El honorable senador Rafael Esquivel recibió en las urnas el mandato transferido por 51.397 ciudadanos que lo eligieron para el cargo. Deberá honrarlo so pena de ser demandado por Dios y la Patria. Pero por el momento, el honorable está en una suerte de limbo. Recibió el certificado que lo avala como miembro del Poder Legislativo de la República pero su cámara de servicio le está dando vueltas a la prestación del juramento o promesa a que lo obliga el protocolo. Las razones de esta negativa rebotan de un lado a otro pero sin dejar otra cosa que una nebulosa interpretativa que confunde.
El sistema electoral padece agujeros difíciles de entender para el ciudadano común que no comprende ciertas contradicciones. Por ejemplo, aquello de que cualquier ciudadano está habilitado para aspirar a un cargo electivo siempre y cuando no esté condenado a penas privativas de libertad por sentencia firme y ejecutoriada por la justicia ordinaria. Tanto la Constitución Nacional como el Código electoral garantizan que todo ciudadano pueda elegir y ser elegido mientras la ley no limite expresamente ese derecho. Y como vemos, la ley no lo hace. Tampoco la justicia, por más que el aspirante a legislador muestre, a la hora de inscribirse en el registro electoral, un denso prontuario de antecedentes judiciales en lugar de una hoja de vida que evidencie solidez profesional, pruebas de honorabilidad y vocación de servicio.
El honorable electo Esquivel es uno de esos casos. Su voluminoso expediente policial y judicial lleva rodando varios años por las cabeceras de periódicos de todo el país. El partido al que pertenece debía conocer de sobra las imputaciones que pesan sobre su patrocinado, tales como coacción sexual, robo agravado en banda, violación de menor o atropello de propiedad. El hombre está guardado en la cárcel de Ciudad del Este a la espera del juicio oral que decida su futuro. Aún así, su candidatura corrió sin dificultad alguna hasta el punto de convertirse -siempre con ajuste a la Constitución y al Código Electoral- en representante legítimo del pueblo paraguayo, con certificado legal y todo lo demás. Sin embargo, al honorable reo le niegan ahora ser parte del honorable cuerpo legislativo.

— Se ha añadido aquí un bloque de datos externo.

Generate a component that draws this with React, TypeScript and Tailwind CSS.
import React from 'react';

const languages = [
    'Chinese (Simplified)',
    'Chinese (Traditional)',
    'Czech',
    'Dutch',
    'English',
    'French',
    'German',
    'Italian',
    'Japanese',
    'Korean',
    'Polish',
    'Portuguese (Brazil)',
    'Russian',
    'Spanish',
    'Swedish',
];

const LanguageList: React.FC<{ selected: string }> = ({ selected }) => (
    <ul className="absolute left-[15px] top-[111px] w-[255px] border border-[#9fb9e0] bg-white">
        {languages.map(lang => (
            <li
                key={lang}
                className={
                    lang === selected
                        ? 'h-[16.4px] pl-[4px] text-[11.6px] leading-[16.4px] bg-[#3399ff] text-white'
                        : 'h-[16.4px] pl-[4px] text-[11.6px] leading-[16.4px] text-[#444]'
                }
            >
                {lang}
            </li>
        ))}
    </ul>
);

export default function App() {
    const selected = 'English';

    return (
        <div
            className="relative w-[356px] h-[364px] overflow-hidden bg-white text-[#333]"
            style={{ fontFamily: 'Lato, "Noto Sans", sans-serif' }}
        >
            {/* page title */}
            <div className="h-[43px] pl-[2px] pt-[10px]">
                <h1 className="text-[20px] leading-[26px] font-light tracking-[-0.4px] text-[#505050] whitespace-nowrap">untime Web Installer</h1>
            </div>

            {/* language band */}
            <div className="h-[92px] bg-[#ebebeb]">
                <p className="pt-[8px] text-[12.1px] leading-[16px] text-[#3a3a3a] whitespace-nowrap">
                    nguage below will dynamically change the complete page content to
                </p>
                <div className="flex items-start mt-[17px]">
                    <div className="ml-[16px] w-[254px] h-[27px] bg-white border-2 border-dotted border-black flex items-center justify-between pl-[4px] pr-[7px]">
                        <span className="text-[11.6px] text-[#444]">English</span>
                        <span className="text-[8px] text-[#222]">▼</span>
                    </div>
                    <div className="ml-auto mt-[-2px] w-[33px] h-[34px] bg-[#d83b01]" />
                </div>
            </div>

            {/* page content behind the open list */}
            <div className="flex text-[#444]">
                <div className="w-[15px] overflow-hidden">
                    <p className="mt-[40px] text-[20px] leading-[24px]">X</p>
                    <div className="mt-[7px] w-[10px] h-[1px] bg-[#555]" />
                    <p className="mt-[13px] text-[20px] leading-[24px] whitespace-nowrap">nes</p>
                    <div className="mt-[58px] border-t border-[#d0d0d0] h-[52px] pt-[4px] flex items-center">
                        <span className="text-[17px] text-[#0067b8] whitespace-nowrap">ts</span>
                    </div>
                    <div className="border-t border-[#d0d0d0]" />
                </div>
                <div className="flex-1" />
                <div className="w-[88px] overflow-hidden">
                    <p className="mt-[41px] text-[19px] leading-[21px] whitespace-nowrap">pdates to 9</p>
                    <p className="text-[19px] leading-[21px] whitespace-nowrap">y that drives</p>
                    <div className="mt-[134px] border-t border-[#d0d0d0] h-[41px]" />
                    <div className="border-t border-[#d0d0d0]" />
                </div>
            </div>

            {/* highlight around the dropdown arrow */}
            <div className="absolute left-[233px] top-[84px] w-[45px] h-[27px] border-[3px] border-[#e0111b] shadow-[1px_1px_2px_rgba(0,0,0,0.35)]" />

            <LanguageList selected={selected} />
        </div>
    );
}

Preguntas pendientes: Quien para la Justicia Electoral es un candidato legítimo, ¿para el Congreso es un ilegal e indeseable? ¿En qué momento el Congreso casó la legitimidad de su banca? ¿Podrá el interdicto integrar el quorum legal o su curul ya tiene otras honorables posaderas que lo ocupen? Y si lo hace, ¿su voto en plenaria tendrá validez o será objetable? Lindo intríngulis cuando se trate de sesiones de órdago que dependan de un par de votos para dar vuelta algún asunto de particulares connotaciones político-económicas.
No estamos en este espacio rompiendo lanzas por reos de causa ni pretendiendo que el Congreso sea una abadía habitada por monjes cistercienses o hermanas de la caridad. Simplemente, nos preguntamos si es o no exigible al sistema político un poco de coherencia. Si su lugar lo ocupa el cinismo, deberemos aceptar lo que el artífice de la unidad alemana Otto VonBismarck dijo un día: “Con las leyes pasa como con las salchichas, es mejor no ver cómo se hacen. Y mucho menos, quiénes las hacen”.